— Begin Material provided —

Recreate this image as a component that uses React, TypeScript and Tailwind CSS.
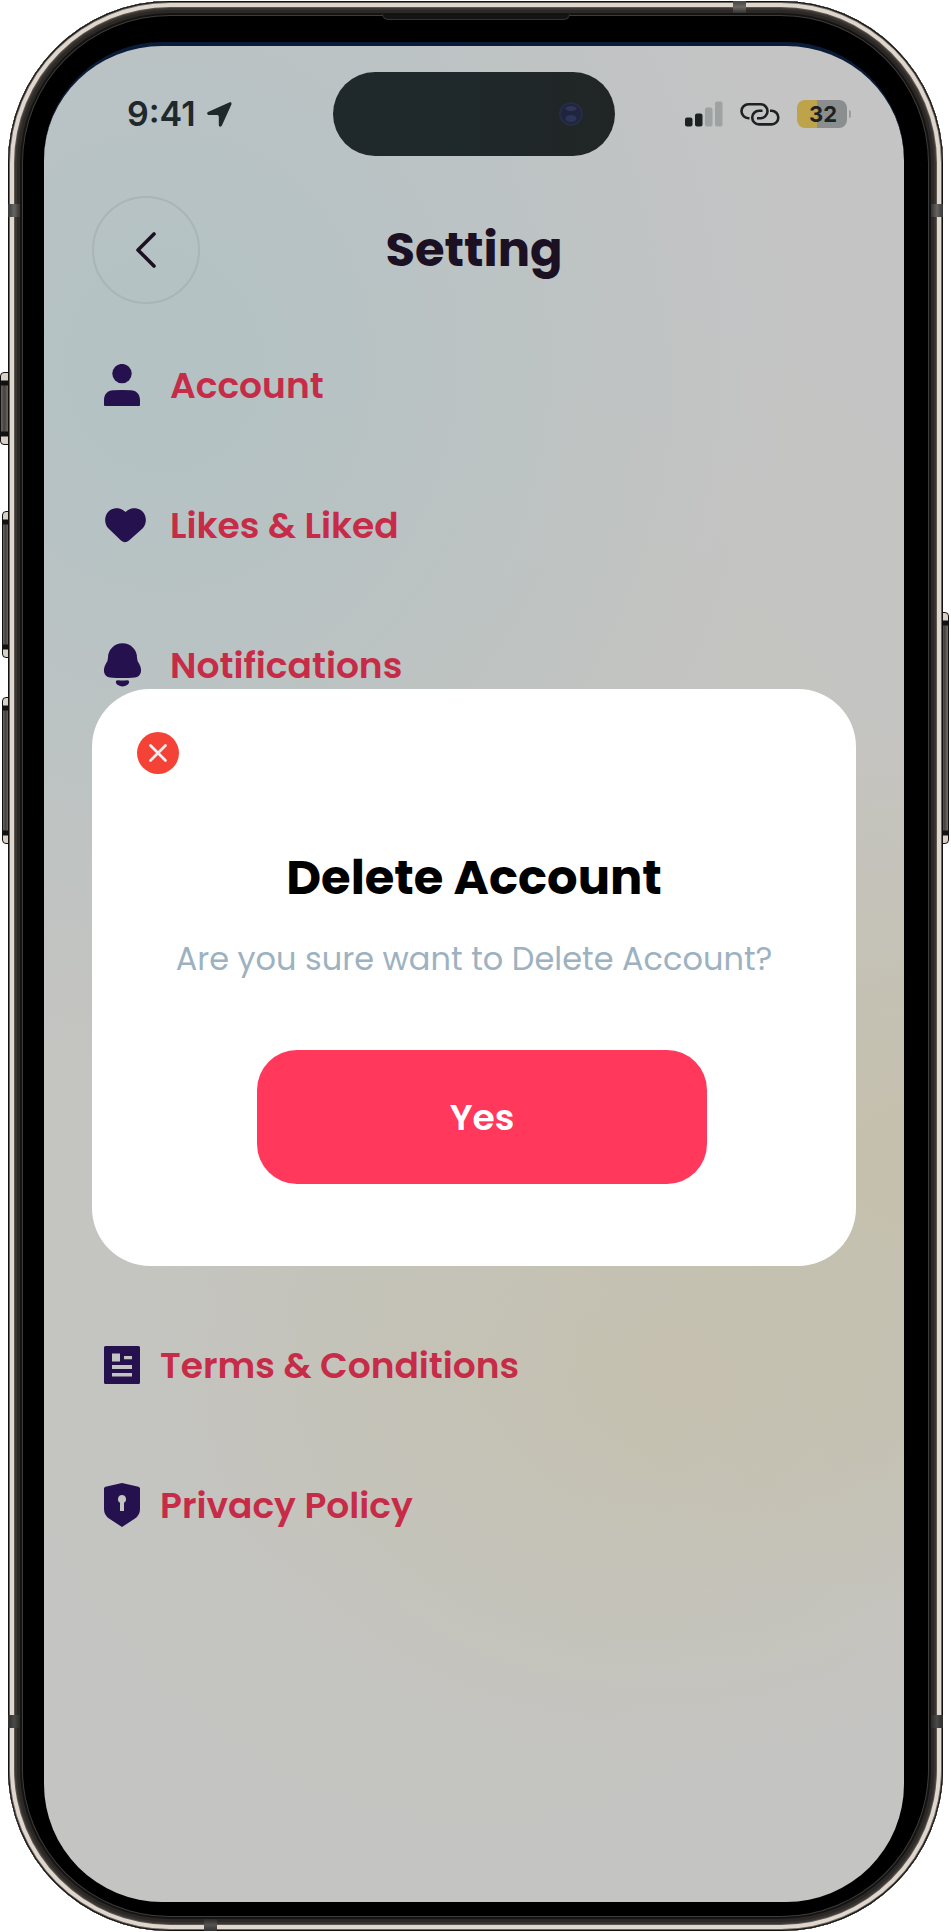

— End Material provided —
— Begin Material provided —

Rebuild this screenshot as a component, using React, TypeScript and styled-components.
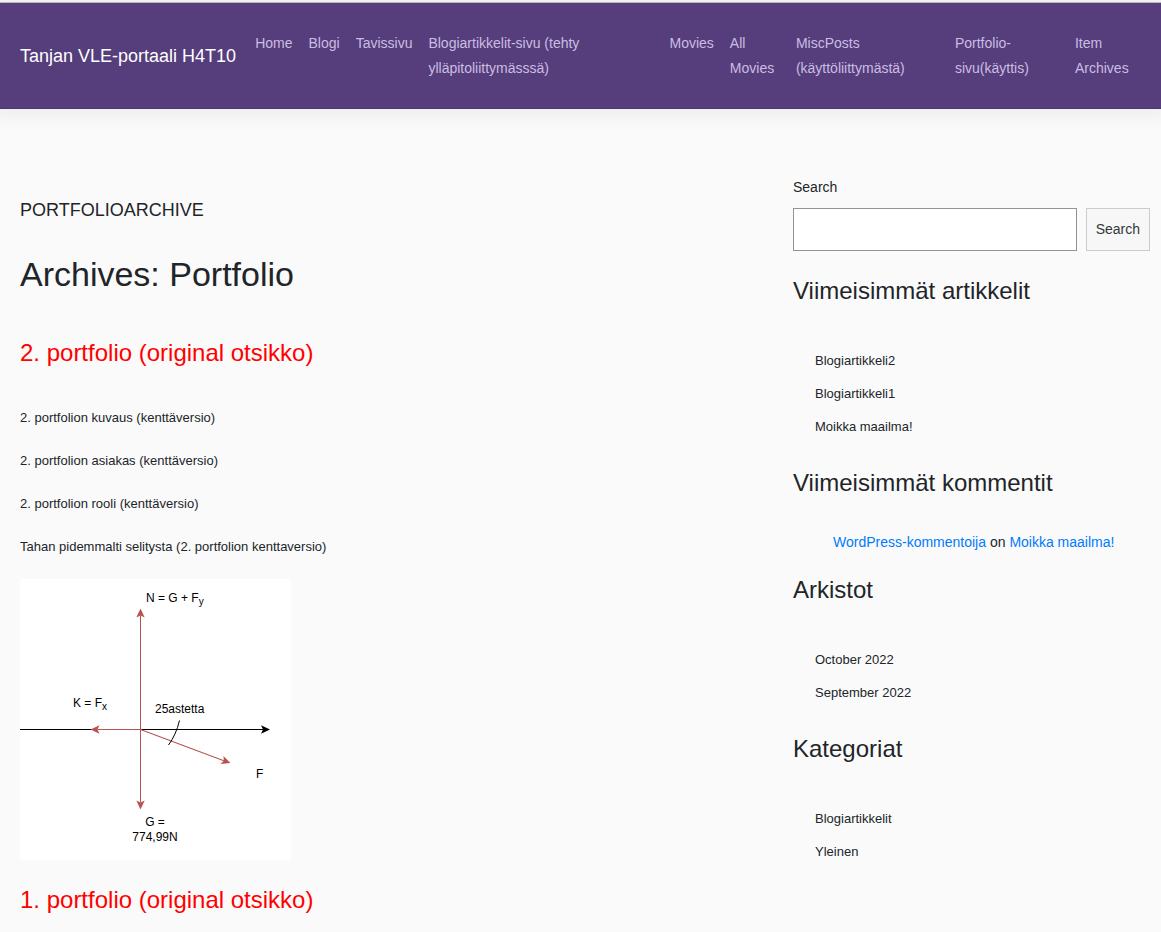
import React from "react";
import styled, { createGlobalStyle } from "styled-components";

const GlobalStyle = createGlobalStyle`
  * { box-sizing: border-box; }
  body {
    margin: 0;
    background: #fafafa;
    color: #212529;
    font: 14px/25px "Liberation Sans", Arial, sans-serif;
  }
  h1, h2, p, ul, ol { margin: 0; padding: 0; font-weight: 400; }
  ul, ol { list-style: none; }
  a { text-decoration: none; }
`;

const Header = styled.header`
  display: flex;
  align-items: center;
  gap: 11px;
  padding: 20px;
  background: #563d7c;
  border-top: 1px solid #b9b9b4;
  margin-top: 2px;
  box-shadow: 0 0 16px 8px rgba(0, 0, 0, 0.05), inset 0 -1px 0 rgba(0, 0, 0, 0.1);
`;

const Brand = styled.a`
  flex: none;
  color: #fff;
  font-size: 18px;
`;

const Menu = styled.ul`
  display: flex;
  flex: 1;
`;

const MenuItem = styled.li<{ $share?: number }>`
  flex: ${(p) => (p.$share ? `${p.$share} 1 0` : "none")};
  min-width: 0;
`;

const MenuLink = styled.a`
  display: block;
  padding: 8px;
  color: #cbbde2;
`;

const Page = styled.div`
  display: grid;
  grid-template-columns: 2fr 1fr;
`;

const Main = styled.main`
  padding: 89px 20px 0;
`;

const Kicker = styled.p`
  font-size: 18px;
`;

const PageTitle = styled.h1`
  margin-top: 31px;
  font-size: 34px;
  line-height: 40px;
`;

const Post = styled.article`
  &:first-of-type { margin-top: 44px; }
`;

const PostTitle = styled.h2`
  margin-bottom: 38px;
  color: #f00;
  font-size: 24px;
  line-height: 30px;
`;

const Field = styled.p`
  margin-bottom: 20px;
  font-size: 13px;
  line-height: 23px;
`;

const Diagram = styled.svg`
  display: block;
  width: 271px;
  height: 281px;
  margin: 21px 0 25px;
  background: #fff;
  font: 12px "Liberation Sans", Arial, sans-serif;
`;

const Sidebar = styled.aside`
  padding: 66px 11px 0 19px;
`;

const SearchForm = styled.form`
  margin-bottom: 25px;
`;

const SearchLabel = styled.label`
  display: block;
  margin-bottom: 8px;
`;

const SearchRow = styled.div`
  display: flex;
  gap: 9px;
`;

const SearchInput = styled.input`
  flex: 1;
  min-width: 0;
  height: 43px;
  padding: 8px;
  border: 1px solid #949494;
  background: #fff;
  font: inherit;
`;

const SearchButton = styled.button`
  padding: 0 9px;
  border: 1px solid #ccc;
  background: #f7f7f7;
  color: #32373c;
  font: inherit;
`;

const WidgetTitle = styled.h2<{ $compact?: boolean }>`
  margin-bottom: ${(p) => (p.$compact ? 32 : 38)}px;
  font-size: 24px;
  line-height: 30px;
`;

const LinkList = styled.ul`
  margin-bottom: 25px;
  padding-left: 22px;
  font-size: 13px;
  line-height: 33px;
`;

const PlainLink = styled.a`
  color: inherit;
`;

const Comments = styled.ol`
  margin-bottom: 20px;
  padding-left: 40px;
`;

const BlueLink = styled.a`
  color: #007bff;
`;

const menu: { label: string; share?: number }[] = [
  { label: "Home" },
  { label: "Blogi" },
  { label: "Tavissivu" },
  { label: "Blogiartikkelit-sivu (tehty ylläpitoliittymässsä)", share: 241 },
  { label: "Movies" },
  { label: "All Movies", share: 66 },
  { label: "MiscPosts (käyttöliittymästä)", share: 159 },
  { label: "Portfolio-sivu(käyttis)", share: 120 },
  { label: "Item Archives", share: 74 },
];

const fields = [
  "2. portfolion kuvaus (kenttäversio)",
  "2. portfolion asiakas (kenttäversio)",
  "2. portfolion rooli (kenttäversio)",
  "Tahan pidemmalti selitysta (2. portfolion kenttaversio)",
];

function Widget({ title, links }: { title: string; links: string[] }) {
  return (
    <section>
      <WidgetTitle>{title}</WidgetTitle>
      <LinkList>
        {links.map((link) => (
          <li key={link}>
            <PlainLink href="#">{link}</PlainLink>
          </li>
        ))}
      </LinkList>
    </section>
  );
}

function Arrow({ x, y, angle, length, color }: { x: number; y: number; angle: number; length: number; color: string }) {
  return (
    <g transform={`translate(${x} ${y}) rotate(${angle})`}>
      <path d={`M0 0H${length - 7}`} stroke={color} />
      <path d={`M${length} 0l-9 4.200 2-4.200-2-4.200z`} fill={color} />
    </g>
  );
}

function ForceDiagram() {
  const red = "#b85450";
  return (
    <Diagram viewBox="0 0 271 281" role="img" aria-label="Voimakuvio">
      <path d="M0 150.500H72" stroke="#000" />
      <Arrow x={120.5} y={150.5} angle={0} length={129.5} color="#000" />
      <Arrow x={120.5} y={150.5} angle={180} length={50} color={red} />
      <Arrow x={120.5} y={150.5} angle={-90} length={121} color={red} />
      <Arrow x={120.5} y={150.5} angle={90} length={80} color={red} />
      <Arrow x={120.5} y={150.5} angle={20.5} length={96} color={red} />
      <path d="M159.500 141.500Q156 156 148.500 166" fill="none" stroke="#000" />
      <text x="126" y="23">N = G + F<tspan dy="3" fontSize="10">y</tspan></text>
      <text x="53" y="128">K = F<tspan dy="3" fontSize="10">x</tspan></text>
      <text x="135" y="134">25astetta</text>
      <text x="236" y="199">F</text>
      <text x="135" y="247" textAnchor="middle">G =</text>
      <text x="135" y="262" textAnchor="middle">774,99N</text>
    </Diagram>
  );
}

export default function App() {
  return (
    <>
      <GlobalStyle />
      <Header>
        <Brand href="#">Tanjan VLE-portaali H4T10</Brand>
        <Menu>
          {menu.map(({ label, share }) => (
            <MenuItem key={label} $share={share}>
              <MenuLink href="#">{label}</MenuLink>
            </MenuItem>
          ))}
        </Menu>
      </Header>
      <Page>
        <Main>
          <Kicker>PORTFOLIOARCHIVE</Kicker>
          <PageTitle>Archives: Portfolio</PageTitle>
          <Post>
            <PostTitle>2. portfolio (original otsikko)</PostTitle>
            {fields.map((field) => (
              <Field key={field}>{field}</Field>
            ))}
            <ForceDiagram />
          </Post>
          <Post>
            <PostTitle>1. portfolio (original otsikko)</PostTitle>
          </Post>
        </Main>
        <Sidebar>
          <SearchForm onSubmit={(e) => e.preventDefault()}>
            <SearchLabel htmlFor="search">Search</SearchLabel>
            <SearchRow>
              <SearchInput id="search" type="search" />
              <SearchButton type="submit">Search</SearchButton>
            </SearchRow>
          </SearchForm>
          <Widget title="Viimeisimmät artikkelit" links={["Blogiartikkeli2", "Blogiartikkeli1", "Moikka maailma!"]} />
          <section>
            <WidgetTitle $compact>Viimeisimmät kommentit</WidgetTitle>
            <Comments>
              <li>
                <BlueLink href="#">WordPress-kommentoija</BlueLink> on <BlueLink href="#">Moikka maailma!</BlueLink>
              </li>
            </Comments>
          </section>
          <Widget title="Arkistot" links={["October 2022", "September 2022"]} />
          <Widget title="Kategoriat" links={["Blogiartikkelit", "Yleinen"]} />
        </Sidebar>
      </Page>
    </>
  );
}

— End Material provided —

# Short problem
Using the material above, work out how many lines contain the string "TypeScript". Give that number alone.

# Task output
2